### DATASET SECTION
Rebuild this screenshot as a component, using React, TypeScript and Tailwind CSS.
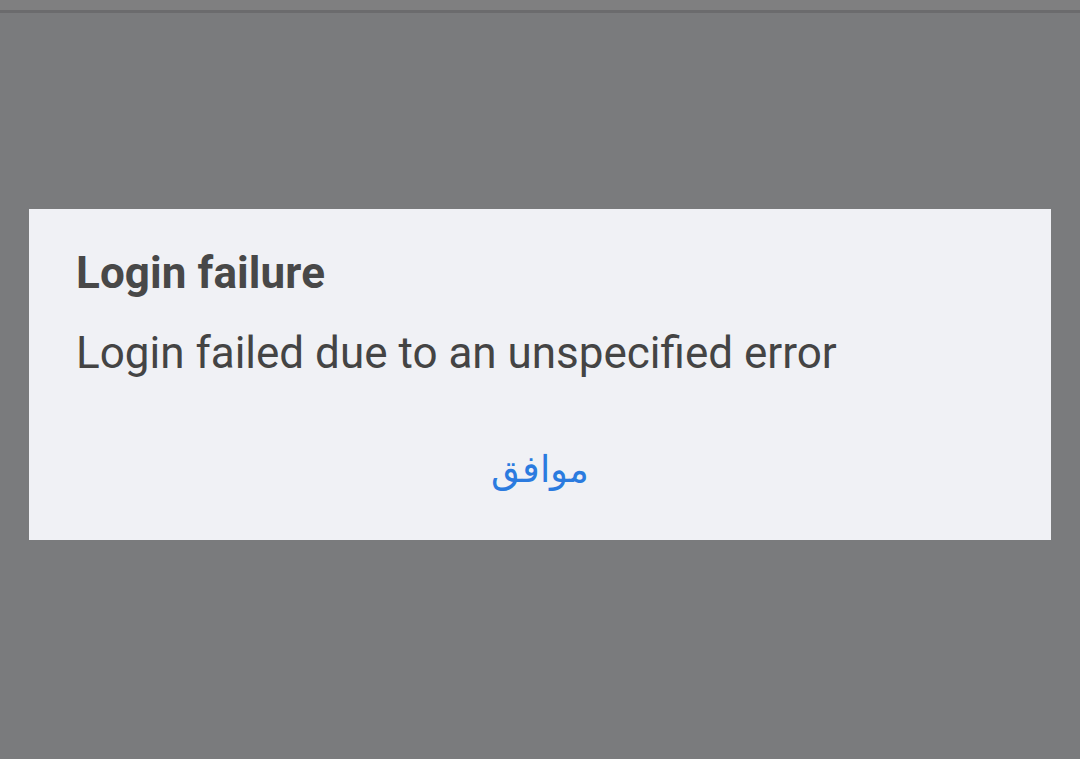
export default function App() {
  return (
    <div className="min-h-[759px] w-full bg-[#7a7b7d] flex flex-col font-['Roboto','Noto_Sans',sans-serif]">
      {/* status strip */}
      <div className="h-[10px] bg-[#7f7f80]" />
      <div className="h-[3px] bg-[#6b6b6d]" />

      <div className="pt-[196px] px-[29px]">
        <div className="bg-[#f0f1f5] h-[331px] pt-[38px] px-[47px] flex flex-col">
          <h2 className="text-[44px] leading-[52px] font-bold text-[#484848] tracking-[0.1px]">Login failure</h2>
          <p className="mt-[28px] text-[44px] leading-[52px] text-[#444444]">
            Login failed due to an unspecified error
          </p>
          <div className="mt-[67px] flex justify-center">
            <button className="text-[37px] leading-[48px] text-[#2b7bdf]">موافق</button>
          </div>
        </div>
      </div>
    </div>
  );
}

### YOUR INSTRUCTIONS
Each line above is to be copied verbatim. Drop any image from the copy.

### SOLUTION TO THE PROBLEM
Rebuild this screenshot as a component, using React, TypeScript and Tailwind CSS.
export default function App() {
  return (
    <div className="min-h-[759px] w-full bg-[#7a7b7d] flex flex-col font-['Roboto','Noto_Sans',sans-serif]">
      {/* status strip */}
      <div className="h-[10px] bg-[#7f7f80]" />
      <div className="h-[3px] bg-[#6b6b6d]" />

      <div className="pt-[196px] px-[29px]">
        <div className="bg-[#f0f1f5] h-[331px] pt-[38px] px-[47px] flex flex-col">
          <h2 className="text-[44px] leading-[52px] font-bold text-[#484848] tracking-[0.1px]">Login failure</h2>
          <p className="mt-[28px] text-[44px] leading-[52px] text-[#444444]">
            Login failed due to an unspecified error
          </p>
          <div className="mt-[67px] flex justify-center">
            <button className="text-[37px] leading-[48px] text-[#2b7bdf]">موافق</button>
          </div>
        </div>
      </div>
    </div>
  );
}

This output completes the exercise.